» **DATASET CONTENT**
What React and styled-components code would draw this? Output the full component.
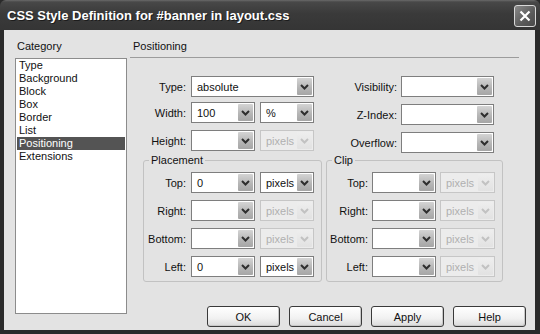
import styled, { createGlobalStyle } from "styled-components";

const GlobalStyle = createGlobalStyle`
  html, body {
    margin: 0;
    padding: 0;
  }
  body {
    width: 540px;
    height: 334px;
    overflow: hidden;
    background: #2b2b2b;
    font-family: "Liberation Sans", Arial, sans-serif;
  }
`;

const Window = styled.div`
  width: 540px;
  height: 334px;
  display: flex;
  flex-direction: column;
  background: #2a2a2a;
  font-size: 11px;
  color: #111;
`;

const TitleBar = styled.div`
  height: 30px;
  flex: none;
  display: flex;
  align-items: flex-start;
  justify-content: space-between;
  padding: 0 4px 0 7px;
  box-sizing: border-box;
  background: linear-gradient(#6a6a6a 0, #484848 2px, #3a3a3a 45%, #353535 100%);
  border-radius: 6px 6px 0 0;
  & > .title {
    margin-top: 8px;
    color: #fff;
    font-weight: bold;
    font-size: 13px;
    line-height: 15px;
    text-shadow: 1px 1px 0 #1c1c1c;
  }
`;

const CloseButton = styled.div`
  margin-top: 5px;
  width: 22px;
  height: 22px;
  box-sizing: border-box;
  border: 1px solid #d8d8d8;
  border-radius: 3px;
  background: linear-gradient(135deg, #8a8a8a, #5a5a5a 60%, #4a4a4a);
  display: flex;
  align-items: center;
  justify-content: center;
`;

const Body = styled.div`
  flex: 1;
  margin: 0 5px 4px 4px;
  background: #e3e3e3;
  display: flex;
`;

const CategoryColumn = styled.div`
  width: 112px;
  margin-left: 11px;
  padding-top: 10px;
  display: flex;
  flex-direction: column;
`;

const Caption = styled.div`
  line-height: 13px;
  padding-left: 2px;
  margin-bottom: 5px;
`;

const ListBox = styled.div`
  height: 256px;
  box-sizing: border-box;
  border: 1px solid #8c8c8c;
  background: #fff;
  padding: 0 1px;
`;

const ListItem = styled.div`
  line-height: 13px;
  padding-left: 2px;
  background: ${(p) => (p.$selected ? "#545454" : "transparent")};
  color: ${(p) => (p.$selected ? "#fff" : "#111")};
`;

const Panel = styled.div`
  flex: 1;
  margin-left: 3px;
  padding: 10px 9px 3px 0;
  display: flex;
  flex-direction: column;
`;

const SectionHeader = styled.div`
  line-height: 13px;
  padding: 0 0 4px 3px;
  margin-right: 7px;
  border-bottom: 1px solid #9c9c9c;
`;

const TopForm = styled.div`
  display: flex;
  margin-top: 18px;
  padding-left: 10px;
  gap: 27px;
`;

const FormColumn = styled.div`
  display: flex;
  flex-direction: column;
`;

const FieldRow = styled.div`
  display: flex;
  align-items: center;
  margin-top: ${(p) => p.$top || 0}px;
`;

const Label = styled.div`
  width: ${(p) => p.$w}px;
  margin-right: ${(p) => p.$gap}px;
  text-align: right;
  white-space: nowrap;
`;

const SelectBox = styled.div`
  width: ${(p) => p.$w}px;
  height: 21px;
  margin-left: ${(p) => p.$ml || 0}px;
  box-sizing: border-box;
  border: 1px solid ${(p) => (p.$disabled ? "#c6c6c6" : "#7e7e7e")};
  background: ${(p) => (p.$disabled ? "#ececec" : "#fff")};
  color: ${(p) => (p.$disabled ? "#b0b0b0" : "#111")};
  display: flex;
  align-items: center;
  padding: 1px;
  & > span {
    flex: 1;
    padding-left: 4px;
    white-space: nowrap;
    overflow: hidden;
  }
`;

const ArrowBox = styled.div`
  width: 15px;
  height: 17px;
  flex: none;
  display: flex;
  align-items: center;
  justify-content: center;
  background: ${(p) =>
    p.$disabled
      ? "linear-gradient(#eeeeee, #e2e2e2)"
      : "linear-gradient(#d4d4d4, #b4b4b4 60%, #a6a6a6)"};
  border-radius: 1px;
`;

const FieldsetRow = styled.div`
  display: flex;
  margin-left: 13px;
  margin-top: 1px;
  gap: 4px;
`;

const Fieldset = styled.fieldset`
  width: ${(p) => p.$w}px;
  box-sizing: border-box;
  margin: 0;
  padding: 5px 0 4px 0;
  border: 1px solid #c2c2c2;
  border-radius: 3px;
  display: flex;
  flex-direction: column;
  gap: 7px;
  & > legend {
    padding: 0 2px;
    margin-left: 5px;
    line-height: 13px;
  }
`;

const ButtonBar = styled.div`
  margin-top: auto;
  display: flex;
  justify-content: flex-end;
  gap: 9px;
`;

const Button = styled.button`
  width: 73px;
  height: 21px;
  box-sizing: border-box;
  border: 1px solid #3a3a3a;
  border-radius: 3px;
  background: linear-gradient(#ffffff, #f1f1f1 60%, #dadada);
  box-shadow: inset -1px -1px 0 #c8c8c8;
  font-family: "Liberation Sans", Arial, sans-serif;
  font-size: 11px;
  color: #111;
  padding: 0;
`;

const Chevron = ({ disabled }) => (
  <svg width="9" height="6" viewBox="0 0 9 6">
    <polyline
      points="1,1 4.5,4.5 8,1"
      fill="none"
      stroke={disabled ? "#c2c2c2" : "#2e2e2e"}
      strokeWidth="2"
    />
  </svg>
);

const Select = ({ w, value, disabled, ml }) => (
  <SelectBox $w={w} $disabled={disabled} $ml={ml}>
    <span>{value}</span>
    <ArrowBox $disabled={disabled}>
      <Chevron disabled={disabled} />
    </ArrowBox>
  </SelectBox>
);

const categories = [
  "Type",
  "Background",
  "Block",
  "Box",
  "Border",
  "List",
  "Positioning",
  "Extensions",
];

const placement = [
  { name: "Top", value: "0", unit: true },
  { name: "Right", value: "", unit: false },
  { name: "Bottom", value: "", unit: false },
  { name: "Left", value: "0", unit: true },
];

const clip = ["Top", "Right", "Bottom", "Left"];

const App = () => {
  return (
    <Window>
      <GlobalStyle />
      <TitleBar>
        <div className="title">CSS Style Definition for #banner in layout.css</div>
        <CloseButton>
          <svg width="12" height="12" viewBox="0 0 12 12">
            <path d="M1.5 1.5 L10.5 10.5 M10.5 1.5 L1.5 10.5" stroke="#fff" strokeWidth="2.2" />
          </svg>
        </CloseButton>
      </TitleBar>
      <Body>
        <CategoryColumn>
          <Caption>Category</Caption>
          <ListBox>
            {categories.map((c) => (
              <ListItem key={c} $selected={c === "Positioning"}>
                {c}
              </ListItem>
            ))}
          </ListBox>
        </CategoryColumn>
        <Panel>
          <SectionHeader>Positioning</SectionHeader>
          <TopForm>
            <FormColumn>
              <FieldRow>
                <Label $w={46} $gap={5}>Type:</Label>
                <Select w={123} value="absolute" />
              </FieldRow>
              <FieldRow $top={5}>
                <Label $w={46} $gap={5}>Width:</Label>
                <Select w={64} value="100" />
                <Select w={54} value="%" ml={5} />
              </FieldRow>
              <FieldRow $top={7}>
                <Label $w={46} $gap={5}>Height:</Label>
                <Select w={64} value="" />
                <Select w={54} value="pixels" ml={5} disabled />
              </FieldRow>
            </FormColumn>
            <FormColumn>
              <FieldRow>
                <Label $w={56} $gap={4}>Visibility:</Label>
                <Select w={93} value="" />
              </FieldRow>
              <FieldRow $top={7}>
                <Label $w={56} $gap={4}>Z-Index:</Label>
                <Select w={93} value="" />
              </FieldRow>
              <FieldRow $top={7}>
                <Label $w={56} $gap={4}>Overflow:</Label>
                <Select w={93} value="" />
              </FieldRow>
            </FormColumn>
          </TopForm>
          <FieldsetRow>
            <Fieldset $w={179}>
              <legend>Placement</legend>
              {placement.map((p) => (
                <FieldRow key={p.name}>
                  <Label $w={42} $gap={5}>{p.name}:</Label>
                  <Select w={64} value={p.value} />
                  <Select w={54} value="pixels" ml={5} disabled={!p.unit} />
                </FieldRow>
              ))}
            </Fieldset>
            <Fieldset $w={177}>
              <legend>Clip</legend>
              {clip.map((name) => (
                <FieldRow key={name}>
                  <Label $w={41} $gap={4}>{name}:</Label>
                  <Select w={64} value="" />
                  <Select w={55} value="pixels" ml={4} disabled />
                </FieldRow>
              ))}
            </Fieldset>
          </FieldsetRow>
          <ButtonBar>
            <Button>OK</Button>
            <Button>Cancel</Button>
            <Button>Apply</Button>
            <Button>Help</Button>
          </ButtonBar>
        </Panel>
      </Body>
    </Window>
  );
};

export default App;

» **SHORT TASK**
Copy out every line of the listing that contains the string "components".

» **SOLUTION FOR THIS PROBLEM**
What React and styled-components code would draw this? Output the full component.
import styled, { createGlobalStyle } from "styled-components";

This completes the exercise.